### EXERCISE
The listing below should be printed exactly, every line of it. Skip the pictures.

-- INFORMATION SHOWN start --

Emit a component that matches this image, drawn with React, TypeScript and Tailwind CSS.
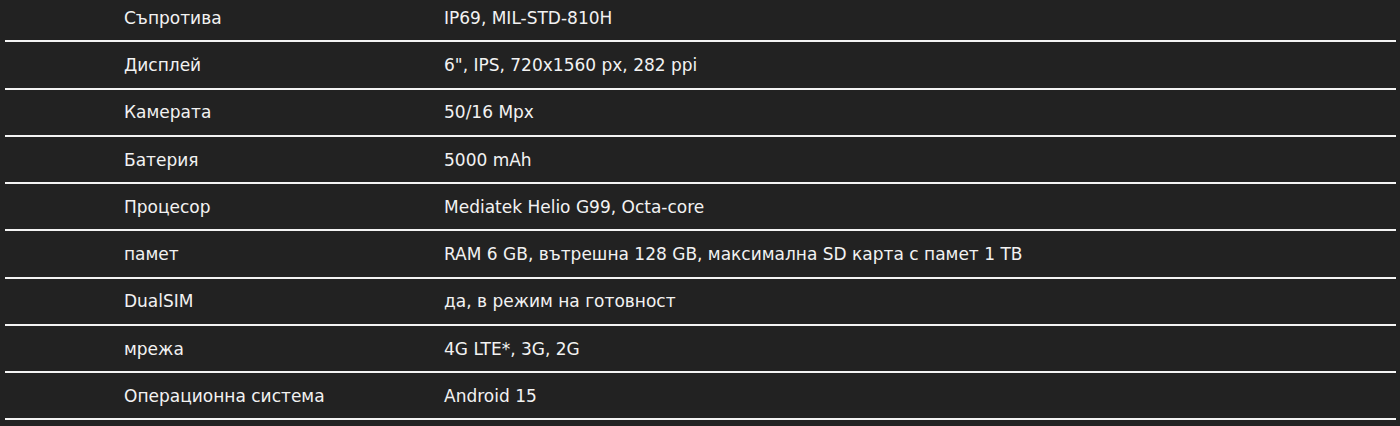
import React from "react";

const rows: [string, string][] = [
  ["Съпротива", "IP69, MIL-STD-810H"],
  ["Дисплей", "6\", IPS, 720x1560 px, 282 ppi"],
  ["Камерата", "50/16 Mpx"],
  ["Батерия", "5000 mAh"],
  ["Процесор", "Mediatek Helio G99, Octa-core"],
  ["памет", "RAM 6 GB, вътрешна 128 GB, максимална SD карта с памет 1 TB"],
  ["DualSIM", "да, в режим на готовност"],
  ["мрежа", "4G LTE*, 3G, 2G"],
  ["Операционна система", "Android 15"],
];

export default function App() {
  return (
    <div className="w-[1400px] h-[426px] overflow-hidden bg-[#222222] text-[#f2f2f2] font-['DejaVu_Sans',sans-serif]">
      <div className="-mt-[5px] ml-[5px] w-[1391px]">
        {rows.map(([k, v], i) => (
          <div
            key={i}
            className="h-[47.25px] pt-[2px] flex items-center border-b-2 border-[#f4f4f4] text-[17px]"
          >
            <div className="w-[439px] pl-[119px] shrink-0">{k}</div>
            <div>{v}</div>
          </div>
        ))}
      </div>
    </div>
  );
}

-- INFORMATION SHOWN end --

### CORRECT OUTPUT
Emit a component that matches this image, drawn with React, TypeScript and Tailwind CSS.
import React from "react";

const rows: [string, string][] = [
  ["Съпротива", "IP69, MIL-STD-810H"],
  ["Дисплей", "6\", IPS, 720x1560 px, 282 ppi"],
  ["Камерата", "50/16 Mpx"],
  ["Батерия", "5000 mAh"],
  ["Процесор", "Mediatek Helio G99, Octa-core"],
  ["памет", "RAM 6 GB, вътрешна 128 GB, максимална SD карта с памет 1 TB"],
  ["DualSIM", "да, в режим на готовност"],
  ["мрежа", "4G LTE*, 3G, 2G"],
  ["Операционна система", "Android 15"],
];

export default function App() {
  return (
    <div className="w-[1400px] h-[426px] overflow-hidden bg-[#222222] text-[#f2f2f2] font-['DejaVu_Sans',sans-serif]">
      <div className="-mt-[5px] ml-[5px] w-[1391px]">
        {rows.map(([k, v], i) => (
          <div
            key={i}
            className="h-[47.25px] pt-[2px] flex items-center border-b-2 border-[#f4f4f4] text-[17px]"
          >
            <div className="w-[439px] pl-[119px] shrink-0">{k}</div>
            <div>{v}</div>
          </div>
        ))}
      </div>
    </div>
  );
}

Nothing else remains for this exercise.